Years of underwhelming pipeline performance and a weak pandemic showing have left Glaxosmithkline one of big pharma’s laggards. Executives now face a massive test at an investor event on Wednesday, at which they will try to reset expectations and convince shareholders about new growth targets.
Investors will essentially be asked to keep the faith in the company's existing strategy, Evaluate Vantage understands. Despite pressure from an activist investor Glaxo apparently remains convinced that vaccines and HIV are integral parts of the pharmaceuticals unit, which will become a standalone business once its consumer arm is cut adrift. The outlook for "new GSK" needs to convince, however, or pressure to make bigger changes could grow.
Glaxo’s stock hit a decade low earlier this year after a series of pipeline misfires, mounting concerns about a lack of new growth drivers and an admission that the company’s dividend was to be cut. This spurred speculation that bigger changes were needed, on top of the spin-out of the consumer unit announced back in 2018.
Analysts at SVB Leerink asked whether vaccines would be better served as an independent company, saying that the division seemed to be an "afterthought" compared with oncology. Then the activist investor Elliott Management amassed a stake in Glaxo and was said to be agitating for change, which was initially thought to refer to big organisational transformation.
Elliott has never made specific demands public, but recent reports have suggested that the fund has backed off from pushing for major restructuring or spin-offs, or for Glaxo to be put up for sale. Post Brexit, the UK pharma giant could expect substantial support from a Conservative government keen to retain large, multinational businesses with deep roots in the country.
Investors who spoke to Evaluate Vantage said that, for now, there is support for Glaxo to keep the fast-growing vaccines business and incredibly profitable HIV arm – the Viiv joint venture owned with Shionogi and Pfizer. This is largely because what would be left would have a very low valuation.
Activist investors could have another target in mind, however: Emma Walmsley, who has been chief executive for four years. While it could be argued that she inherited a weak pipeline, Glaxo’s poor pandemic response happened on her watch; criticisms have also included the slow pace of the consumer spin-out.

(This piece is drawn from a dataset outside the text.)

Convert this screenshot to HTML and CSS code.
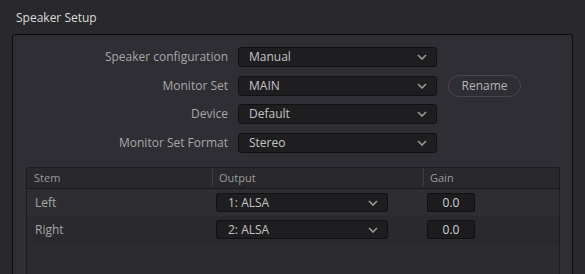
FILE: index.html
```html
<!DOCTYPE html>
<html lang="en">
<head>
  <meta charset="UTF-8">
  <title>Speaker Setup</title>
  <link rel="stylesheet" href="styles.css">
</head>
<body>

  <div class="title">Speaker Setup</div>

  <div class="panel">
    <div class="form">
      <label>Speaker configuration</label>
      <div class="select">Manual <svg class="chev" viewBox="0 0 10 6"><path d="M1 1l4 4 4-4"/></svg></div>
      <span></span>

      <label>Monitor Set</label>
      <div class="select">MAIN <svg class="chev" viewBox="0 0 10 6"><path d="M1 1l4 4 4-4"/></svg></div>
      <button class="rename">Rename</button>

      <label>Device</label>
      <div class="select">Default <svg class="chev" viewBox="0 0 10 6"><path d="M1 1l4 4 4-4"/></svg></div>
      <span></span>

      <label>Monitor Set Format</label>
      <div class="select">Stereo <svg class="chev" viewBox="0 0 10 6"><path d="M1 1l4 4 4-4"/></svg></div>
      <span></span>
    </div>

    <div class="table">
      <div class="thead">
        <div class="th">Stem</div>
        <div class="th">Output</div>
        <div class="th">Gain</div>
      </div>
      <div class="tr">
        <div class="td stem">Left</div>
        <div class="td"><div class="select small">1: ALSA <svg class="chev" viewBox="0 0 10 6"><path d="M1 1l4 4 4-4"/></svg></div></div>
        <div class="td"><div class="gain">0.0</div></div>
      </div>
      <div class="tr alt">
        <div class="td stem">Right</div>
        <div class="td"><div class="select small">2: ALSA <svg class="chev" viewBox="0 0 10 6"><path d="M1 1l4 4 4-4"/></svg></div></div>
        <div class="td"><div class="gain">0.0</div></div>
      </div>
      <div class="empty"></div>
    </div>
  </div>

</body>
</html>
```

FILE: styles.css
```css
body {
  margin: 0;
  background: #28282d;
  font-family: 'Open Sans', 'Noto Sans', Arial, sans-serif;
  font-size: 12px;
  color: #c8c8c8;
  overflow: hidden;
  height: 274px;
}
.title {
  padding: 8px 0 0 16px;
  height: 26px;
  color: #dcdcdc;
  line-height: 20px;
}
.panel {
  margin-left: 12px;
  width: 561px;
  height: 260px;
  background: #2e2e34;
  border: 1px solid #0c0c0e;
  border-radius: 3px;
  padding-top: 12px;
  box-sizing: border-box;
}
.form {
  display: grid;
  grid-template-columns: 215px 199px 73px;
  column-gap: 10px;
  row-gap: 8.7px;
  align-items: center;
}
.form label {
  text-align: right;
  color: #a8a8a8;
  line-height: 20px;
}
.select {
  position: relative;
  height: 20px;
  box-sizing: border-box;
  background: #1e1e21;
  border: 1px solid #111113;
  border-radius: 3px;
  padding-left: 10px;
  line-height: 18px;
  color: #c4c4c4;
}
.chev {
  position: absolute;
  right: 9px;
  top: 6px;
  width: 10px;
  height: 6px;
  fill: none;
  stroke: #9a9a9a;
  stroke-width: 1.6;
}
.rename {
  margin: -1px 0 -1px 1px;
  height: 22px;
  width: 73px;
  background: transparent;
  border: 1px solid #46464c;
  border-radius: 11px;
  color: #b4b4b4;
  font-family: inherit;
  font-size: 12px;
  padding: 0;
}
.table {
  margin: 14px 0 0 13px;
  width: 534px;
  height: 120px;
  border: 1px solid #1d1d21;
  border-radius: 2px;
  background: #2b2b30;
  box-sizing: border-box;
}
.thead, .tr {
  display: grid;
  grid-template-columns: 185px 211px 1fr;
}
.thead {
  height: 21px;
  background: #28282d;
  border-bottom: 1px solid #1a1a1d;
  box-sizing: border-box;
}
.th {
  font-size: 11px;
  color: #9c9c9c;
  line-height: 20px;
  padding-left: 7px;
}
.th + .th {
  border-left: 1px solid #3e3e44;
  margin: 1px 0 2px;
  line-height: 17px;
  padding-left: 6px;
}
.tr {
  height: 27px;
  align-items: center;
  background: #2d2d32;
}
.tr.alt {
  background: #29292e;
}
.td.stem {
  padding-left: 8px;
  color: #a8a8a8;
}
.select.small {
  width: 172px;
  height: 19px;
  margin-left: 4px;
  padding-left: 11px;
  line-height: 17px;
}
.select.small .chev {
  top: 6px;
}
.gain {
  width: 48px;
  height: 19px;
  box-sizing: border-box;
  margin-left: 4px;
  background: #1c1c1f;
  border: 1px solid #111113;
  border-radius: 2px;
  text-align: center;
  line-height: 17px;
  color: #d4d4d4;
}
```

Exactly how the consumer unit will be separated will be a major focus this week, with either a demerger or IPO – or some combination of the two – likely. And, while many investors will hope for a windfall, the company will also be keen to generate as much cash as possible, to help rebuild the pharma unit's pipeline.
As such, the depth of the dividend cut is also keenly awaited, with some analysts estimating that the payout could effectively be slashed in half next year. While this is disappointing to investors who rely on such regular payouts, others accept it as necessary pain to buy in future revenue streams.
Confidence in Glaxo’s ability to pick the right assets has been dented by the pipeline misfires, however, which have largely happened in oncology. The company has been scrambling to get back into this therapy area after selling off its cancer drug portfolio to Novartis in a 2014 asset swap.
Glaxo insiders admit that the group is struggling to make a mark in oncology, and that much needs to be done – or bought – before it can be considered a big player. The internal defence of the Novartis deal is that the franchises sold off were coming to the end of their patent life and what Glaxo got in return was of much higher quality.
But cancer is an intensely competitive area where asset prices are high. Even if the consumer sale leaves Glaxo’s pharma rump with more firepower, buying a slice of the action will not come cheaply.
On Wednesday the company will be pointing to other products that it believes can revive growth. The spectre of patent expiries adds to the pressure here, with several drugs due to fall to low-cost competition towards the end of this decade. The biggest of these is the HIV drug dolutegravir.
Dolutegravir is hugely profitable, but this will be lost in 2027. Investors are not convinced that Glaxo has the pipeline to overcome that patent cliff, a problem that will only become starker once the pharma unit stands alone. Executives have their work cut out to change this view.